Qui parlare di scelte giuste o sbagliate finisce per non avere senso: e infatti il gioco non tende a premiare una o un’altra cosa. La storia di Meredith si costruisce secondo il nostro volere e le nostre sensazioni: noi siamo Meredith e dobbiamo immedesimarci per capire cosa faremmo in una situazione del genere, che è comunque molto più comune di quanto si immagini, prima di arrivare a una decisione drastica, che in ogni caso finirà per segnarci.

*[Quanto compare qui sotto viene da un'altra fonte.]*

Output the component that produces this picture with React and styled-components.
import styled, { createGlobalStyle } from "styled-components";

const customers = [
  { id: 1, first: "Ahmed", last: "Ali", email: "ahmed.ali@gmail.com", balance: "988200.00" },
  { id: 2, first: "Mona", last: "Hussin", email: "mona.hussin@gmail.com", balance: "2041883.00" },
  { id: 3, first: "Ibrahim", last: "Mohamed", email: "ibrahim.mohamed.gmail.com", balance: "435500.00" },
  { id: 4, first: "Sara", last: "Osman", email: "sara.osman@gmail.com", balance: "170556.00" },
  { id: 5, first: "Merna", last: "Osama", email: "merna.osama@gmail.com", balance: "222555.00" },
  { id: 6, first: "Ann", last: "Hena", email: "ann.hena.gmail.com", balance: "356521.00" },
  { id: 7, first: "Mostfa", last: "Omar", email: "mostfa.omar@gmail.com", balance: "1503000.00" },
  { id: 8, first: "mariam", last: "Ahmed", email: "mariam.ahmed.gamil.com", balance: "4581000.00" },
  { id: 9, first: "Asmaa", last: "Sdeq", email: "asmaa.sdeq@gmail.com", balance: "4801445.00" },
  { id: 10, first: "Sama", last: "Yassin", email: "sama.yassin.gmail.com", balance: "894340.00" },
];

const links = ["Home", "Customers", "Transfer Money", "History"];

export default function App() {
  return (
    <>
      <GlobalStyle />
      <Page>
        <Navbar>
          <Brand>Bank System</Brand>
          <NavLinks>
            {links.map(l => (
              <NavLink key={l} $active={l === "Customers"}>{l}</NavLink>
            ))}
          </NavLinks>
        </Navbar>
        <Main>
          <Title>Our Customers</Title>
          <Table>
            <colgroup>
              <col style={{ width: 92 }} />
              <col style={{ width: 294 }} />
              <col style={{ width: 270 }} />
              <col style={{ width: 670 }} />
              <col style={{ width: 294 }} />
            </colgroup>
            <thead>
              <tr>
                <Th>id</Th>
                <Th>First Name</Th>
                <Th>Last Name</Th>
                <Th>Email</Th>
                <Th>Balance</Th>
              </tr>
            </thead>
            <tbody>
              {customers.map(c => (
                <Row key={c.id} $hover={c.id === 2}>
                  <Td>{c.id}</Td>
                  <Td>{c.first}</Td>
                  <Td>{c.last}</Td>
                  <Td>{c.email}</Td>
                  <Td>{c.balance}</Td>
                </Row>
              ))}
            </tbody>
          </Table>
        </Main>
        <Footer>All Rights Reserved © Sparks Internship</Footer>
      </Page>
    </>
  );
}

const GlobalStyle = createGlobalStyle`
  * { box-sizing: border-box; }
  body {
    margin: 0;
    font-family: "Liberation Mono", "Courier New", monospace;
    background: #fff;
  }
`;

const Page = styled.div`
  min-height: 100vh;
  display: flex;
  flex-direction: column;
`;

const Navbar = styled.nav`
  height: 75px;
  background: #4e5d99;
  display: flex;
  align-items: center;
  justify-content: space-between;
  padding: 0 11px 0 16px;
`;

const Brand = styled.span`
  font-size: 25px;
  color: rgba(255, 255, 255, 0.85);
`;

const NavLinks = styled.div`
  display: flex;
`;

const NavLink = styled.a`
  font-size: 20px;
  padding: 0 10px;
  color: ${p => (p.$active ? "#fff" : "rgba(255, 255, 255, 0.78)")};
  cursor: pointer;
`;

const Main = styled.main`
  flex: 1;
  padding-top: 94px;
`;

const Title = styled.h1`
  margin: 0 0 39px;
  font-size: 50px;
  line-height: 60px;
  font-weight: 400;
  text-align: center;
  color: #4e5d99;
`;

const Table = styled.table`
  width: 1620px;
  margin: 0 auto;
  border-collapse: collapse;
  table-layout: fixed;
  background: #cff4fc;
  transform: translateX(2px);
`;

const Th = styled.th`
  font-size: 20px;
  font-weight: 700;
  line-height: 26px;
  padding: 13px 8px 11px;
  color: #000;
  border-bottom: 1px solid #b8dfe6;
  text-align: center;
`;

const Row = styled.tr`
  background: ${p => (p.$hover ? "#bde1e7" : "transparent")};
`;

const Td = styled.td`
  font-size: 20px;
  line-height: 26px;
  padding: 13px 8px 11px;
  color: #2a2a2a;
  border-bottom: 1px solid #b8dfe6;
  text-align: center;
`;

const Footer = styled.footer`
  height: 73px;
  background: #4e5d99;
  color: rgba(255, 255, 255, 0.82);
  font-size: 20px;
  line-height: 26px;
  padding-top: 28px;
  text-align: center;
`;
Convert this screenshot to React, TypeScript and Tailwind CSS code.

La storia di Lake segue delle linee che puntano volutamente su un fattore delicato come la nostalgia, ma anche la ricerca della vera felicità, un elemento talmente soggettivo che sarebbe precipitoso riassumere in una fredda scrittura.Fortunatamente, in questo senso Lake non scade mai nel banale e vuole lasciare pieno potere al giocatore di indirizzare in determinate maniere certe situazioni, senza forzarlo da una parte o dall’altra: anzi, in molti casi ci è capitato di essere lì fermi a capire come rispondere, ammaliati dalla logica di due risposte opposte tra loro eppure entrambe equilibrate e logiche nella sostanza.
Lake conosce i suoi limiti ed è consapevole di non poterne e volerne andare oltre, date anche le dimensioni ridotte del team di sviluppo. Ragion per cui se sei alla ricerca di un’esperienza un po’ più complessa potresti rimanere deluso: l’assenza della lingua italiana potrebbe scoraggiare il pubblico meno anglofono, ma si tratta di un inglese veramente facile da comprendere e che non dovrebbe crearti grossi grattacapi.
Limiti che si intravedono anche in un comparto grafico dallo stile delizioso, che ci regala scenari incantevoli da cui sarebbe impossibile solo pensare di andare via, ma con qualche difetto tecnico figlio di un progetto che non mira a grosse ambizioni e che comunque potrebbe essere risolto con degli aggiornamenti futuri.